Listening to Holliday, Hayden, who has incorporated jokes about the pandemic into her routine, said she thinks that even during this heartbreaking time, any subject is fodder for comedy and that laughter must be kept alive.

“George Bernard Shaw said: ‘Life does not cease to be funny when people die any more than it ceases to be serious when people laugh,’” Hayden said. “Laughter is healing, it improves your attitude — your mental and physical health.”

Paul Moonjean, who conducts comedy classes and workshops for Flappers University, agreed with Hayden.

“By exaggerating and making jokes about what we are going through — calling it the apocalypse — we can laugh at it, and by doing that, we can take away its power and the fear,” Moonjean said.

“It has always been the comedians who have kept things in perspective and given us hope during difficult times.
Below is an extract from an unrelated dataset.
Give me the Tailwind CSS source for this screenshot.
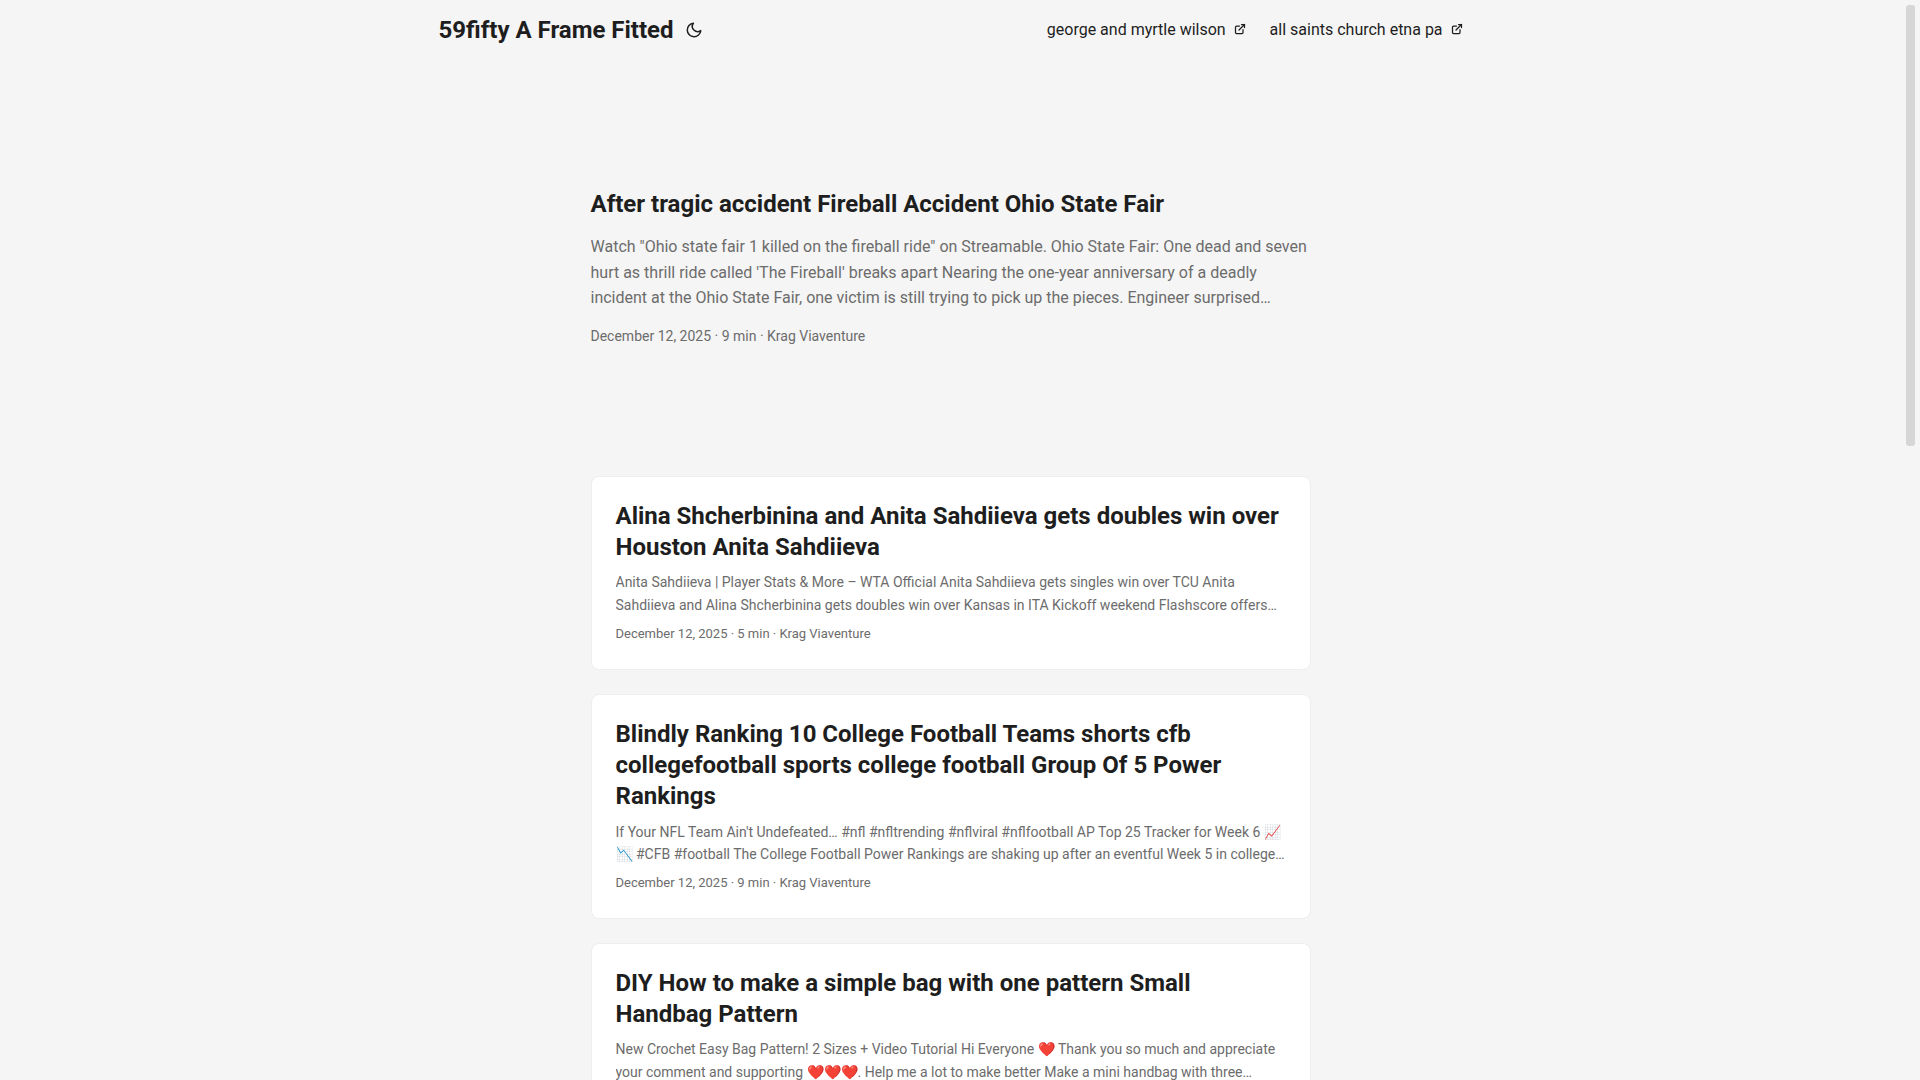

Think of Hamlet. When he finds the skull of the jester, Yorick, he speaks fondly of the admiration he had for him and lauds him for the merriment he brought,” he added.

Moonjean said he will continue to teach all of the university’s classes online via a Zoom link and will also be offering private sessions led by some of Flappers’ top instructors and headliners.

As Holliday sat on the stage in the club’s main showroom, waiting for the countdown to start her show, she looked around the empty room.

“They say comedy clubs are not an essential business,” she said with a shrug. “I say we are — that laughter is essential. There’s no reason to live without laughter, and we have to keep it alive,” she added.